Output only the count of lines that contain "React".
--------------------
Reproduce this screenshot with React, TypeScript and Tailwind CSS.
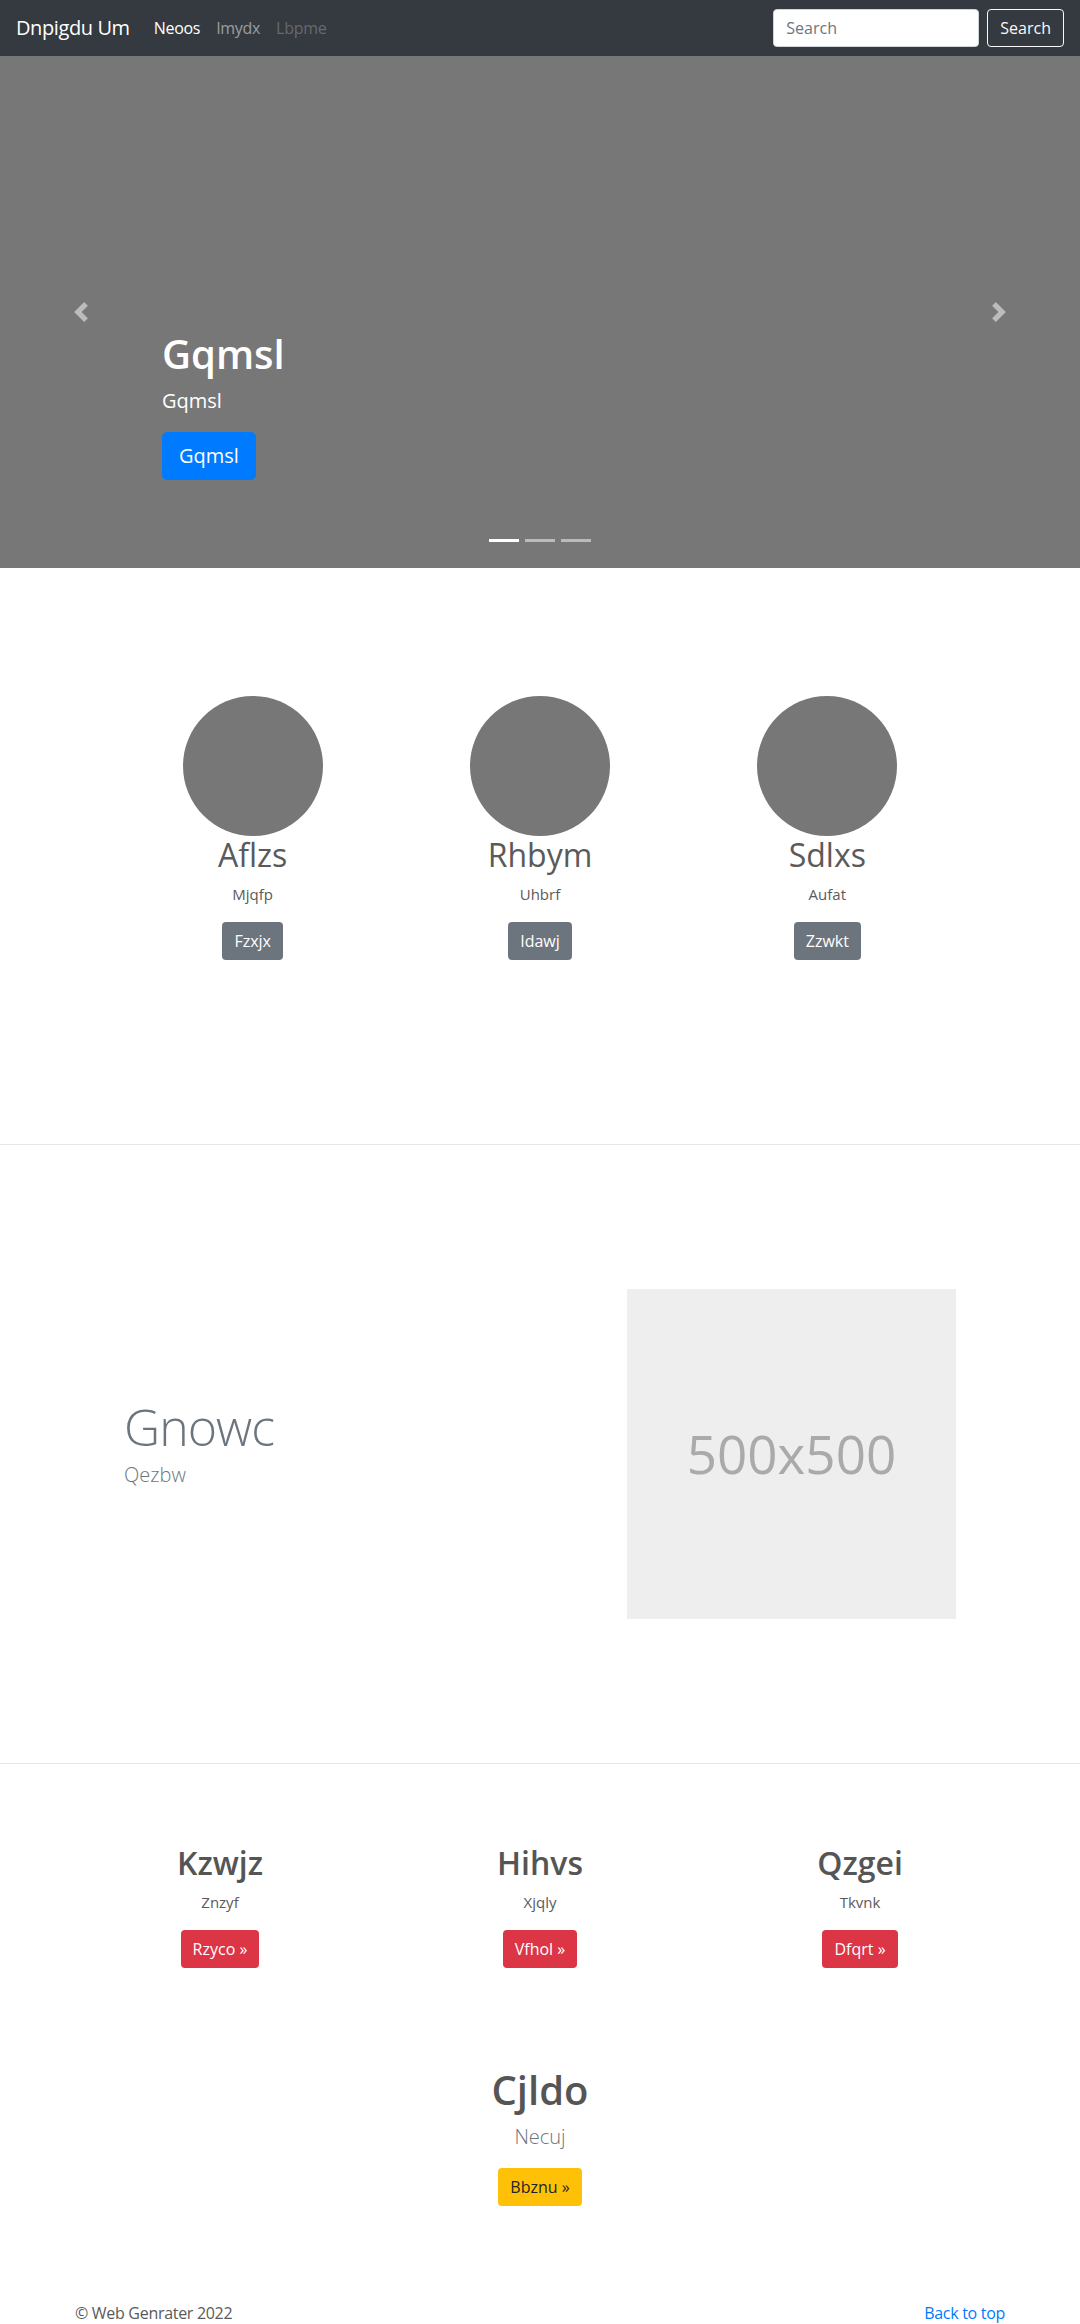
import React from "react";

const marketing = [
  { title: "Aflzs", text: "Mjqfp", btn: "Fzxjx" },
  { title: "Rhbym", text: "Uhbrf", btn: "Idawj" },
  { title: "Sdlxs", text: "Aufat", btn: "Zzwkt" },
];

const features = [
  { title: "Kzwjz", text: "Znzyf", btn: "Rzyco" },
  { title: "Hihvs", text: "Xjqly", btn: "Vfhol" },
  { title: "Qzgei", text: "Tkvnk", btn: "Dfqrt" },
];

function Chevron({ dir }: { dir: "prev" | "next" }) {
  const d =
    dir === "prev"
      ? "M5.25 0l-4 4 4 4 1.5-1.5L4.25 4l2.5-2.5L5.25 0z"
      : "M2.75 0l-1.5 1.5L3.75 4l-2.5 2.5L2.75 8l4-4-4-4z";
  return (
    <svg width="20" height="20" viewBox="0 0 8 8" className="opacity-50">
      <path d={d} fill="#fff" />
    </svg>
  );
}

export default function App() {
  return (
    <div className="min-h-screen bg-white font-['Open_Sans',sans-serif] text-[#5a5a5a]">
      <nav className="flex h-14 items-center justify-between bg-[#343a40] px-4">
        <div className="flex items-center">
          <a className="mr-4 text-[20px] leading-[30px] tracking-[-0.4px] text-white">Dnpigdu Um</a>
          <ul className="flex text-[16px] leading-6 tracking-[-0.3px]">
            <li className="px-2 text-white">Neoos</li>
            <li className="px-2 text-white/50">Imydx</li>
            <li className="px-2 text-white/25">Lbpme</li>
          </ul>
        </div>
        <form className="flex items-center">
          <input
            placeholder="Search"
            className="mr-2 h-[38px] w-[206px] rounded border border-[#ced4da] bg-white px-3 text-[16px] text-[#495057] placeholder:text-[#6c757d]"
          />
          <button
            type="button"
            className="h-[38px] rounded border border-[#f8f9fa] px-3 text-[16px] text-[#f8f9fa]"
          >
            Search
          </button>
        </form>
      </nav>

      {/* carousel */}
      <section className="relative h-[512px] bg-[#777]">
        <div className="absolute inset-y-0 left-0 flex w-[15%] items-center justify-center">
          <Chevron dir="prev" />
        </div>
        <div className="absolute inset-y-0 right-0 flex w-[15%] items-center justify-center">
          <Chevron dir="next" />
        </div>
        <div className="absolute bottom-[52px] left-[15%] right-[15%] py-5 text-white">
          <h1 className="mb-2 text-[40px] font-semibold leading-[48px]">Gqmsl</h1>
          <p className="mb-4 text-[20px] leading-[30px]">Gqmsl</p>
          <p className="mb-4">
            <a className="inline-block rounded-[5px] border border-[#007bff] bg-[#007bff] px-4 py-2 text-[20px] leading-[30px] text-white">
              Gqmsl
            </a>
          </p>
        </div>
        <ol className="absolute bottom-4 left-0 right-0 flex justify-center">
          <li className="mx-[3px] my-[10px] h-[3px] w-[30px] bg-white" />
          <li className="mx-[3px] my-[10px] h-[3px] w-[30px] bg-white opacity-50" />
          <li className="mx-[3px] my-[10px] h-[3px] w-[30px] bg-white opacity-50" />
        </ol>
      </section>

      {/* marketing circles */}
      <div className="mx-auto grid w-[862px] grid-cols-3 pt-32 text-center">
        {marketing.map((m) => (
          <div key={m.title} className="flex flex-col items-center">
            <div className="h-[140px] w-[140px] rounded-full bg-[#777]" />
            <h2 className="mb-2 text-[32px] font-normal leading-[38px]">{m.title}</h2>
            <p className="mb-4 text-[15px] leading-6">{m.text}</p>
            <a className="rounded bg-[#6c757d] px-3 py-[7px] text-[16px] leading-6 text-white">
              {m.btn}
            </a>
          </div>
        ))}
      </div>

      <hr className="mt-[184px] border-[#e6e6e6]" />

      {/* featurette */}
      <div className="mx-auto flex w-[862px] items-center py-[144px]">
        <div className="w-[503px] px-[15px]">
          <h2 className="mb-2 text-[50px] font-light leading-none tracking-[-1px] text-[#6c757d]">
            Gnowc
          </h2>
          <p className="mb-4 text-[20px] font-light leading-[30px] text-[#6c757d]">Qezbw</p>
        </div>
        <div className="w-[359px] px-[15px]">
          <div className="flex h-[330px] w-[329px] items-center justify-center bg-[#eee] text-[53px] text-[#aaa]">
            500x500
          </div>
        </div>
      </div>

      <hr className="border-[#e6e6e6]" />

      {/* bottom features */}
      <div className="mx-auto grid w-[960px] grid-cols-3 pt-20 text-center">
        {features.map((f) => (
          <div key={f.title} className="flex flex-col items-center">
            <h2 className="mb-2 text-[32px] font-semibold leading-[38px] text-[#555]">{f.title}</h2>
            <p className="mb-4 text-[15px] leading-6">{f.text}</p>
            <a className="rounded bg-[#dc3545] px-3 py-[7px] text-[16px] leading-6 text-white">
              {f.btn} &raquo;
            </a>
          </div>
        ))}
      </div>

      <div className="mt-[98px] flex flex-col items-center text-center">
        <h1 className="mb-2 text-[40px] font-semibold leading-[48px] text-[#555]">Cjldo</h1>
        <p className="mb-4 text-[20px] font-light leading-[30px] text-[#6c757d]">Necuj</p>
        <a className="rounded bg-[#ffc107] px-3 py-[7px] text-[16px] leading-6 text-[#212529]">
          Bbznu &raquo;
        </a>
      </div>

      <footer className="mx-auto flex w-[930px] justify-between pb-4 pt-[95px] text-[16px] leading-6 tracking-[-0.3px]">
        <p>&copy; Web Genrater 2022</p>
        <a className="text-[#007bff]">Back to top</a>
      </footer>
    </div>
  );
}
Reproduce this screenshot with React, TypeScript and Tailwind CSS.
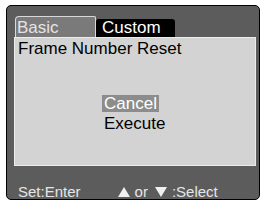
import React from 'react'

function TriUp() {
  return (
    <svg width="12" height="10" viewBox="0 0 12 10" className="block">
      <polygon points="6,0 12,10 0,10" fill="#f0f0f0" />
    </svg>
  )
}

function TriDown() {
  return (
    <svg width="12" height="10" viewBox="0 0 12 10" className="block">
      <polygon points="0,0 12,0 6,10" fill="#f0f0f0" />
    </svg>
  )
}

export default function App() {
  return (
    <div className="w-[265px] h-[203px] bg-white pl-[6px] pt-[5px] overflow-hidden" style={{ fontFamily: '"Liberation Sans", Arial, sans-serif' }}>
      <div className="w-[254px] h-[195px] bg-[#5c5c5c] border border-black rounded-[5px] pl-[7px] pr-[3px] pt-[10px] flex flex-col">
        {/* tabs */}
        <div className="flex items-end h-[21px] pl-[1px]">
          <div className="w-[81px] h-[21px] bg-[#7a7a7a] border-t border-l border-r border-[#d8d8d8] rounded-tl-[4px] rounded-tr-[2px] text-[17px] leading-[17px] text-[#e4e4e4] pl-[1px] pt-[2px]">
            Basic
          </div>
          <div className="w-[79px] h-[18px] bg-black rounded-t-[3px] text-[17px] leading-[17px] text-white pl-[6px]">
            Custom
          </div>
        </div>

        {/* panel */}
        <div className="w-[242px] h-[129px] bg-[#d3d3d3] border border-[#ececec] flex flex-col pl-[3px] pt-[2px]">
          <div className="text-[17px] leading-[17px] text-black">Frame Number Reset</div>
          <div className="flex flex-col items-start pl-[84px] mt-[38px]">
            <div className="h-[17px] bg-[#8c8c8c] px-[2px] text-[17px] leading-[17px] text-white">Cancel</div>
            <div className="mt-[3px] pl-[2px] text-[17px] leading-[17px] text-black">Execute</div>
          </div>
        </div>

        {/* help bar */}
        <div className="flex items-end mt-[18px] pl-[4px] text-[15px] leading-[15px] text-[#e6e6e6]">
          <span>Set:Enter</span>
          <span className="ml-[37px] mb-[2px]"><TriUp /></span>
          <span className="ml-[5px]">or</span>
          <span className="ml-[7px] mb-[2px]"><TriDown /></span>
          <span className="ml-[5px]">:Select</span>
        </div>
      </div>
    </div>
  )
}
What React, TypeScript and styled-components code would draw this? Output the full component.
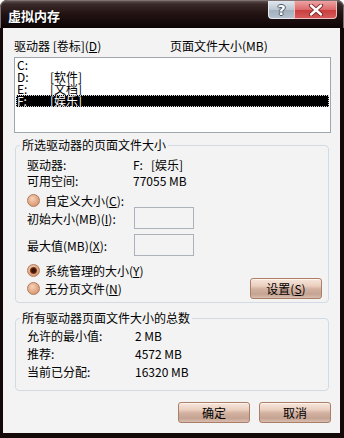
--------------------
### TASK OUTPUT
5